Plaintiff then filed a [50] Motion for Leave to File a Reply to Defendant's Response to the United States' Statement of Interest, attaching to the motion his proposed reply. Defendant subsequently moved to strike Plaintiff's motion for leave and proposed reply, contending that Plaintiff has had ample opportunity to address the question of Defendant's diplomatic immunity in earlier pleadings, and that permitting further briefing undermines the purpose of diplomatic immunity, which is “immunity from suit, rather than a mere defense to liability.” Def.'s Mot. to Strike at 1 (quoting Mitchell v. Forsynth, 472 U.S. 511, 526 (1985)).

As noted above, the Court grants Plaintiff's motion for leave to file its reply to Defendant's response to the United States Statement of Interest. The Court reviewed Plaintiff's proposed reply, but does not consider the reasoning presented therein dispositive in ruling on the pending motions to dismiss and to quash. The Court also denies Defendant's motion to strike Plaintiff's motion for leave to file a reply, and denies Defendant's request to file an additional responsive pleading. The Court considers the question of Defendant's diplomatic immunity based on his Principal Resident Representative status to be fully briefed, and proceeds to the merits of the parties' arguments with respect to that issue.

II. LEGAL STANDARD

“Federal courts are tribunals of ‘limited jurisdiction,' possessing ‘only that power authorized by Constitution and statute[.]” Zuza v. Office of the High Representative, 857 F.3d 935, 938 (D.C. Cir. 2017) (quoting Kokkonen v. Guardian Life Ins. Co. of Am., 511 U.S. 375, 377 (1994)). Where a defendant official is immune from suit, “the district court must dismiss the complaint for lack of subject-matter jurisdiction.” Zuza v. Office of High Representative, 107 F.Supp.3d 90, 93 (D.D.C. 2015), aff'd 857 F.3d 935 (D.C. Cir. 2017).

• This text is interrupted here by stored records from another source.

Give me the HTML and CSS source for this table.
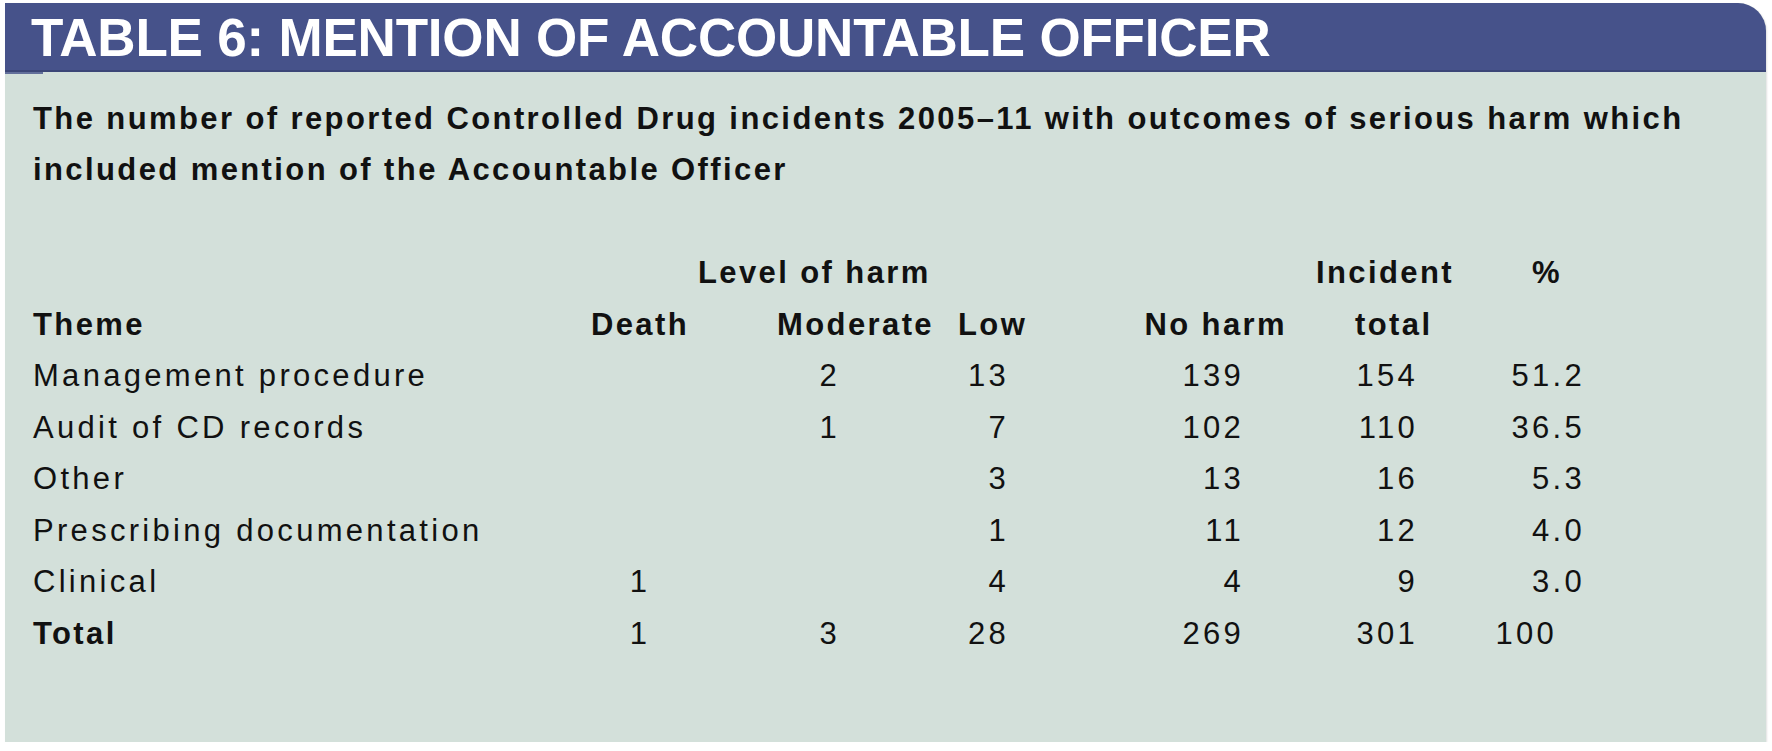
FILE: index.html
```html
<!DOCTYPE html>
<html lang="en">
<head>
<meta charset="utf-8">
<title>Table 6: Mention of Accountable Officer</title>
<link rel="stylesheet" href="styles.css">
</head>
<body>
<div class="panel">
  <div class="band"><h1 class="title">TABLE 6: MENTION OF ACCOUNTABLE OFFICER</h1></div>
  <div class="body">
    <p class="subtitle">The number of reported Controlled Drug incidents 2005–11 with outcomes of serious harm which<br>included mention of the Accountable Officer</p>
    <table class="data">
      <colgroup>
        <col class="w-theme"><col class="w-death"><col class="w-mod"><col class="w-low"><col class="w-nh"><col class="w-tot"><col class="w-pct">
      </colgroup>
      <thead>
        <tr>
          <th></th>
          <th colspan="3" class="h-level">Level of harm</th>
          <th></th>
          <th class="h-inc">Incident</th>
          <th class="h-pct">%</th>
        </tr>
        <tr>
          <th class="h-theme">Theme</th>
          <th class="c-death">Death</th>
          <th class="h-mod">Moderate</th>
          <th class="h-low">Low</th>
          <th class="h-nh">No harm</th>
          <th class="h-total">total</th>
          <th></th>
        </tr>
      </thead>
      <tbody>
        <tr><td class="theme">Management procedure</td><td class="c-death"></td><td class="v-mod">2</td><td class="v-low">13</td><td class="v-nh">139</td><td class="v-tot">154</td><td class="v-pct">51.2</td></tr>
        <tr><td class="theme">Audit of CD records</td><td class="c-death"></td><td class="v-mod">1</td><td class="v-low">7</td><td class="v-nh">102</td><td class="v-tot">110</td><td class="v-pct">36.5</td></tr>
        <tr><td class="theme">Other</td><td class="c-death"></td><td class="v-mod"></td><td class="v-low">3</td><td class="v-nh">13</td><td class="v-tot">16</td><td class="v-pct">5.3</td></tr>
        <tr><td class="theme">Prescribing documentation</td><td class="c-death"></td><td class="v-mod"></td><td class="v-low">1</td><td class="v-nh">11</td><td class="v-tot">12</td><td class="v-pct">4.0</td></tr>
        <tr><td class="theme">Clinical</td><td class="c-death">1</td><td class="v-mod"></td><td class="v-low">4</td><td class="v-nh">4</td><td class="v-tot">9</td><td class="v-pct">3.0</td></tr>
        <tr class="total"><td class="theme">Total</td><td class="c-death">1</td><td class="v-mod">3</td><td class="v-low">28</td><td class="v-nh">269</td><td class="v-tot">301</td><td class="v-pct v-pct-int">100</td></tr>
      </tbody>
    </table>
  </div>
</div>
</body>
</html>
```

FILE: styles.css
```css
html, body {
  margin: 0;
  padding: 0;
  background: #ffffff;
}

body {
  font-family: "Liberation Sans", Arial, sans-serif;
  color: #111111;
}

.panel {
  margin: 3px 0 0 5px;
  width: 1761px;
  height: 739px;
  background: #d3e0da;
  box-shadow: 1px 1px 2px rgba(0, 0, 0, 0.12);
  border-top-right-radius: 28px;
}

.band {
  position: relative;
  height: 67px;
  background: #46528a;
  border-bottom: 2px solid #3b4677;
  border-top-right-radius: 28px;
  padding-left: 26px;
}

.band::after {
  content: "";
  position: absolute;
  left: 0;
  bottom: -4px;
  width: 38px;
  height: 2px;
  background: #46528a;
  opacity: 0.8;
}

.title {
  margin: 0;
  font-size: 53px;
  line-height: 69px;
  font-weight: 700;
  color: #ffffff;
  letter-spacing: -0.2px;
  white-space: nowrap;
}

.body {
  padding: 20.5px 0 0 28px;
}

.subtitle {
  margin: 0;
  font-size: 31px;
  line-height: 51.5px;
  font-weight: 700;
  letter-spacing: 2.4px;
  white-space: nowrap;
}

.data {
  margin-top: 51.5px;
  border-collapse: collapse;
  border-spacing: 0;
  table-layout: fixed;
  font-size: 31px;
  line-height: 51.5px;
}

.w-theme { width: 527px; }
.w-death { width: 160px; }
.w-mod { width: 220px; }
.w-low { width: 100px; }
.w-nh { width: 260px; }
.w-tot { width: 170px; }
.w-pct { width: 150px; }

.data th,
.data td {
  padding: 0;
  height: 51.5px;
  white-space: nowrap;
  vertical-align: baseline;
}

.data th {
  font-weight: 700;
  letter-spacing: 2.4px;
  text-align: left;
}

.data td {
  font-weight: 400;
  letter-spacing: 3.3px;
  text-align: right;
}

.data td.theme { text-align: left; }
.data .total td.theme { font-weight: 700; letter-spacing: 2.4px; }

.data th.c-death,
.data td.c-death { text-align: center; }

.data th.h-level { padding-left: 138px; }
.data th.h-mod { text-align: right; padding-right: 6px; }
.data th.h-low { padding-left: 18px; }
.data th.h-nh { text-align: right; padding-right: 13px; }
.data th.h-inc { padding-left: 16px; }
.data th.h-total { padding-left: 55px; }
.data th.h-pct { padding-left: 62px; }

.data td.v-mod { padding-right: 100px; }
.data td.v-low { padding-right: 31px; }
.data td.v-nh { padding-right: 56px; }
.data td.v-tot { padding-right: 52px; }
.data td.v-pct { padding-right: 35px; }
.data td.v-pct-int { padding-right: 63px; }
```
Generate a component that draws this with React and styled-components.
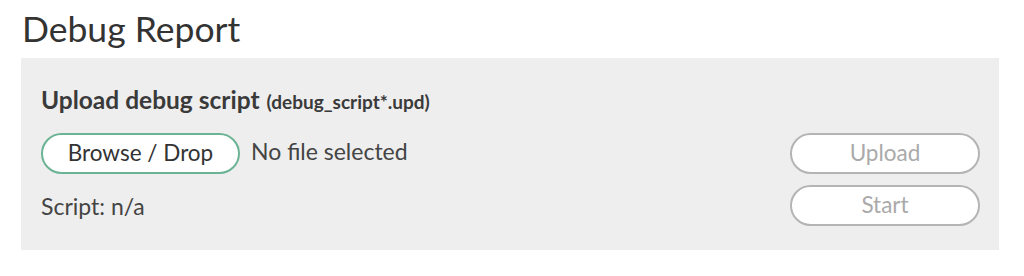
import React from "react";
import styled, { createGlobalStyle } from "styled-components";

const Global = createGlobalStyle`
  html, body { margin: 0; padding: 0; background: #ffffff; }
  body { font-family: "Lato", "Open Sans", sans-serif; color: #333; }
`;

const Page = styled.div`
  padding: 5px 25px 0 21px;
  width: 978px;
`;

const Title = styled.h1`
  margin: 0 0 5px 1px;
  height: 48px;
  line-height: 48px;
  font-size: 35.5px;
  font-weight: 400;
  color: #333;
`;

const Panel = styled.section`
  background: #eeeeee;
  padding: 27px 19px 24px 20px;
  display: flex;
  flex-direction: column;
`;

const Heading = styled.h2`
  margin: 0 0 18px 0;
  height: 30px;
  line-height: 30px;
  font-size: 24.5px;
  font-weight: 700;
  color: #3a3a3a;
  display: flex;
  align-items: baseline;
  gap: 7px;
`;

const Hint = styled.span`
  font-size: 19px;
  font-weight: 700;
  color: #3a3a3a;
`;

const Grid = styled.div`
  display: grid;
  grid-template-columns: 1fr 190px;
  grid-template-rows: 41px 41px;
  row-gap: 11px;
`;

const Row = styled.div`
  display: flex;
  align-items: center;
  gap: 11px;
`;

const PillButton = styled.button`
  box-sizing: border-box;
  height: 41px;
  width: ${(p) => p.$width}px;
  border-radius: 21px;
  border: 2px solid ${(p) => (p.$disabled ? "#b4b4b4" : "#6bb395")};
  background: #ffffff;
  color: ${(p) => (p.$disabled ? "#aaaaaa" : "#333333")};
  font-family: "Lato", "Open Sans", sans-serif;
  font-size: 22.5px;
  line-height: 1;
  padding: 0;
  cursor: ${(p) => (p.$disabled ? "default" : "pointer")};
`;

const FileText = styled.span`
  font-size: 23px;
  line-height: 1;
  color: #444;
  margin-bottom: 4px;
`;

const Label = styled.span`
  font-size: 23px;
  color: #444;
  display: flex;
  align-items: center;
`;

export default function App() {
  return (
    <>
      <Global />
      <Page>
        <Title>Debug Report</Title>
        <Panel>
          <Heading>
            Upload debug script <Hint>(debug_script*.upd)</Hint>
          </Heading>
          <Grid>
            <Row>
              <PillButton $width={199}>Browse / Drop</PillButton>
              <FileText>No file selected</FileText>
            </Row>
            <PillButton $width={190} $disabled>Upload</PillButton>
            <Label>Script: n/a</Label>
            <PillButton $width={190} $disabled>Start</PillButton>
          </Grid>
        </Panel>
      </Page>
    </>
  );
}
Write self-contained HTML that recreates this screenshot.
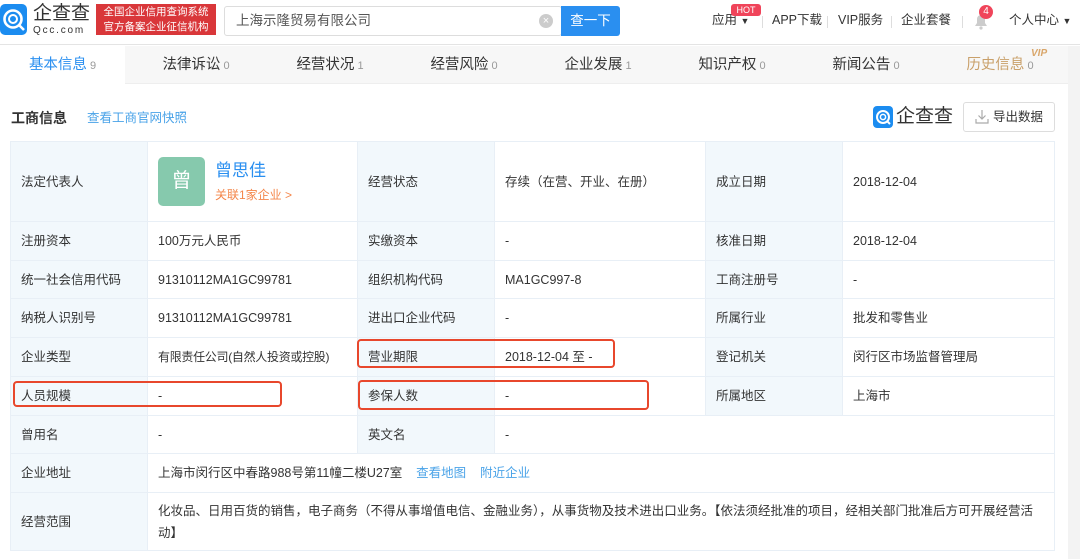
<!DOCTYPE html>
<html><head><meta charset="utf-8"><style>
*{margin:0;padding:0;box-sizing:border-box}
body{width:1080px;height:559px;overflow:hidden;background:#fff;font-family:"Liberation Sans","Noto Sans CJK SC",sans-serif;color:#333;font-size:13px;position:relative}
.abs{position:absolute;white-space:nowrap}
.hdr{left:0;top:0;width:1080px;height:45px;border-bottom:1px solid #e4e4e4;background:#fff}
.tabs{left:0;top:46px;width:1068px;height:38px;background:#f7f7f7;border-bottom:1px solid #eee}
.tab{position:absolute;top:0;height:38px;width:134px;text-align:center;line-height:38px;font-size:14.5px;color:#333}
.tab small{font-size:11px;color:#999;margin-left:3px}
.side{left:1068px;top:46px;width:12px;height:513px;background:#f3f3f3}
table{position:absolute;left:10px;top:141px;width:1044px;border-collapse:collapse;table-layout:fixed}
td{border:1px solid #e8eff6;padding:0 10px;font-size:12.5px;line-height:18px;color:#333;vertical-align:middle;white-space:nowrap}
td.l{background:#f2f8fc;color:#333}
.red{position:absolute;border:2px solid #e8472c;border-radius:4px}
a{color:#4aa3e8;text-decoration:none}
</style></head><body>
<div class="abs hdr"></div>
<div class="abs" style="left:0;top:4px;width:27px;height:31px;background:#1b8cf0;border-radius:5px"></div>
<svg class="abs" style="left:0;top:4px" width="27" height="31" viewBox="0 0 27 31"><circle cx="13" cy="15" r="8.5" fill="none" stroke="#fff" stroke-width="2.6"/><circle cx="13" cy="15" r="4" fill="none" stroke="#fff" stroke-width="2"/><path d="M19 21l5 5" stroke="#fff" stroke-width="2.6"/></svg>
<div class="abs" style="left:33px;top:3px;font-size:19px;line-height:22px;color:#333">企查查</div>
<div class="abs" style="left:33px;top:25px;font-size:10px;color:#333;letter-spacing:1.8px">Qcc.com</div>
<div class="abs" style="left:96px;top:4px;width:120px;height:31px;background:#d9373a;color:#fff;font-size:10.5px;line-height:14.5px;text-align:center;padding-top:1px">全国企业信用查询系统<br>官方备案企业征信机构</div>
<div class="abs" style="left:224px;top:6px;width:338px;height:30px;border:1px solid #ddd;border-radius:3px"></div>
<div class="abs" style="left:236px;top:13px;font-size:13.5px;line-height:16px;color:#555">上海示隆贸易有限公司</div>
<div class="abs" style="left:539px;top:14px;width:14px;height:14px;border-radius:7px;background:#ccc;color:#fff;font-size:11px;line-height:14px;text-align:center">×</div>
<div class="abs" style="left:561px;top:6px;width:59px;height:30px;background:#2a8ff0;border-radius:0 3px 3px 0;color:#fff;font-size:13.5px;line-height:30px;text-align:center">查一下</div>
<div class="abs" style="left:712px;top:12px;font-size:12.5px;line-height:16px;color:#333">应用 <span style="font-size:9px">▼</span></div>
<div class="abs" style="left:731px;top:4px;width:30px;height:12px;background:#f0445a;border-radius:3px;color:#fff;font-size:9px;line-height:12px;text-align:center">HOT</div>
<div class="abs" style="left:772px;top:12px;font-size:12.5px;line-height:16px;color:#333">APP下载</div>
<div class="abs" style="left:838px;top:12px;font-size:12.5px;line-height:16px;color:#333">VIP服务</div>
<div class="abs" style="left:901px;top:12px;font-size:12.5px;line-height:16px;color:#333">企业套餐</div>
<div class="abs" style="left:762px;top:16px;width:1px;height:12px;background:#ddd"></div>
<div class="abs" style="left:827px;top:16px;width:1px;height:12px;background:#ddd"></div>
<div class="abs" style="left:891px;top:16px;width:1px;height:12px;background:#ddd"></div>
<div class="abs" style="left:962px;top:16px;width:1px;height:12px;background:#ddd"></div>
<svg class="abs" style="left:972px;top:12px" width="18" height="18" viewBox="0 0 18 18"><path d="M3 14h12l-2-3V7a4 4 0 0 0-8 0v4z" fill="#ccc"/><circle cx="9" cy="16" r="1.6" fill="#ccc"/></svg>
<div class="abs" style="left:979px;top:5px;width:14px;height:14px;border-radius:7px;background:#f0445a;color:#fff;font-size:10px;line-height:14px;text-align:center">4</div>
<div class="abs" style="left:1009px;top:12px;font-size:12.5px;line-height:16px;color:#333">个人中心 <span style="font-size:9px">▼</span></div>
<div class="abs tabs">
<div class="tab" style="left:0;width:125px;background:#fff;color:#2a8ff0">基本信息<small>9</small></div>
<div class="tab" style="left:129px">法律诉讼<small>0</small></div>
<div class="tab" style="left:263px">经营状况<small>1</small></div>
<div class="tab" style="left:397px">经营风险<small>0</small></div>
<div class="tab" style="left:531px">企业发展<small>1</small></div>
<div class="tab" style="left:665px">知识产权<small>0</small></div>
<div class="tab" style="left:799px">新闻公告<small>0</small></div>
<div class="tab" style="left:933px;color:#c9a06a">历史信息<small>0</small></div>
<div class="abs" style="left:1031px;top:2px;font-size:10px;font-weight:bold;font-style:italic;color:#d9a66a">VIP</div>
</div>
<div class="abs side"></div>
<div class="abs" style="left:11px;top:109px;font-size:14px;line-height:18px;color:#333;font-weight:bold">工商信息</div>
<div class="abs" style="left:87px;top:110px;font-size:12.5px;line-height:16px;color:#4aa3e8">查看工商官网快照</div>
<div class="abs" style="left:873px;top:106px;width:20px;height:22px;background:#1b8cf0;border-radius:4px"></div>
<svg class="abs" style="left:873px;top:106px" width="20" height="22" viewBox="0 0 20 22"><circle cx="10" cy="11" r="6" fill="none" stroke="#fff" stroke-width="2"/><circle cx="10" cy="11" r="2.6" fill="none" stroke="#fff" stroke-width="1.5"/><path d="M14 15l3 3" stroke="#fff" stroke-width="2"/></svg>
<div class="abs" style="left:896px;top:105px;font-size:19px;line-height:24px;color:#333">企查查</div>
<div class="abs" style="left:963px;top:102px;width:92px;height:30px;border:1px solid #ddd;border-radius:3px;background:#fff"></div>
<svg class="abs" style="left:975px;top:109px" width="14" height="15" viewBox="0 0 14 15"><path d="M7 1v9M3.5 6.5L7 10l3.5-3.5M1 10v4h12v-4" fill="none" stroke="#aaa" stroke-width="1.2"/></svg>
<div class="abs" style="left:993px;top:109px;font-size:12.5px;line-height:16px;color:#333">导出数据</div>
<table>
<colgroup><col style="width:137px"><col style="width:210px"><col style="width:137px"><col style="width:211px"><col style="width:137px"><col style="width:212px"></colgroup>
<tr style="height:80px"><td class="l">法定代表人</td><td style="position:relative">
<div style="position:absolute;left:10px;top:15px;width:47px;height:49px;background:#86c9ad;border-radius:5px;color:#fff;font-size:20px;line-height:49px;text-align:center">曾</div>
<div style="position:absolute;left:67px;top:18px;font-size:17px;line-height:22px;color:#2a8ff0">曾思佳</div>
<div style="position:absolute;left:67px;top:45px;font-size:12px;line-height:16px;color:#f4864a">关联1家企业 &gt;</div>
</td><td class="l">经营状态</td><td>存续（在营、开业、在册）</td><td class="l">成立日期</td><td>2018-12-04</td></tr>
<tr style="height:39px"><td class="l">注册资本</td><td>100万元人民币</td><td class="l">实缴资本</td><td>-</td><td class="l">核准日期</td><td>2018-12-04</td></tr>
<tr style="height:38px"><td class="l">统一社会信用代码</td><td>91310112MA1GC99781</td><td class="l">组织机构代码</td><td>MA1GC997-8</td><td class="l">工商注册号</td><td>-</td></tr>
<tr style="height:39px"><td class="l">纳税人识别号</td><td>91310112MA1GC99781</td><td class="l">进出口企业代码</td><td>-</td><td class="l">所属行业</td><td>批发和零售业</td></tr>
<tr style="height:39px"><td class="l">企业类型</td><td style="font-size:12px;letter-spacing:-0.3px">有限责任公司(自然人投资或控股)</td><td class="l">营业期限</td><td>2018-12-04 至 -</td><td class="l">登记机关</td><td>闵行区市场监督管理局</td></tr>
<tr style="height:39px"><td class="l">人员规模</td><td>-</td><td class="l">参保人数</td><td>-</td><td class="l">所属地区</td><td>上海市</td></tr>
<tr style="height:38px"><td class="l">曾用名</td><td>-</td><td class="l">英文名</td><td colspan="3">-</td></tr>
<tr style="height:39px"><td class="l">企业地址</td><td colspan="5">上海市闵行区中春路988号第11幢二楼U27室&nbsp;&nbsp;&nbsp;&nbsp;<a>查看地图</a>&nbsp;&nbsp;&nbsp;&nbsp;<a>附近企业</a></td></tr>
<tr style="height:58px"><td class="l">经营范围</td><td colspan="5" style="line-height:22px;white-space:normal;font-size:12.5px">化妆品、日用百货的销售，电子商务（不得从事增值电信、金融业务），从事货物及技术进出口业务。【依法须经批准的项目，经相关部门批准后方可开展经营活<br>动】</td></tr>
</table>
<div class="red" style="left:357px;top:339px;width:258px;height:29px"></div>
<div class="red" style="left:13px;top:381px;width:269px;height:26px"></div>
<div class="red" style="left:358px;top:380px;width:291px;height:30px"></div>
</body></html>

To determine whether there is subject matter jurisdiction, the Court may “consider the complaint supplemented by undisputed facts evidenced in the record, or the complaint supplemented by undisputed facts plus the court's resolution of disputed facts.” Coal. for Underground Expansion v. Mineta, 333 F.3d 193, 198 (D.C. Cir. 2003) (citations omitted); see also Jerome Stevens Pharms, Inc. v. Food & Drug Admin., 402 F.3d 1249, 1253 (D.C. Cir. 2005) (“[T]he district court may consider materials outside the pleadings in deciding whether to grant a motion to dismiss for lack of jurisdiction[.]”).

III. DISCUSSION

Defendant argues that dismissal of this action is mandated pursuant to the Vienna Convention on Diplomatic Relations and the Diplomatic Relations Act. Specifically, Defendant contends that because he was a Principal Resident Representative to the IMF at the time he was served with process, he is entitled to diplomatic immunity pursuant to Article V of the UN Headquarters Agreement-the basis for the State Department's certification. Plaintiff, however, argues that the State Department's certification of Defendant's immunity does not conclusively establish Defendant's immunity absent evidence of the IMF's consent to Defendant's diplomatic status and immunity. Simply put, the question the Court confronts is whether diplomatic immunity shields Defendant from suit. The answer requires an examination of the underlying statutory and treaty framework.

A. Vienna Convention and Diplomatic Relations Act

The Vienna Convention provides that a “diplomatic agent shall . . . enjoy immunity from [the receiving state's] civil and administrative jurisdiction[.]” Vienna Convention Art. 31(1). In accordance with the Vienna Convention, Congress enacted the Diplomatic Relations Act, which provides that “[a]ny action or proceeding brought against an individual who is entitled to immunity with respect to such action or proceeding under the Vienna Convention on Diplomatic Relations . . . shall be dismissed.” 22 U.S.C. § 254d. Accordingly, if the Court concludes that Defendant is entitled to diplomatic immunity, it must dismiss the action. See Gonzalez Paredes v. Vila, 479 F.Supp.2d 187, 191 (D.D.C. 2007); Sabbithi v. Al Saleh, 605 F.Supp.2d 122, 130 (D.D.C. 2009).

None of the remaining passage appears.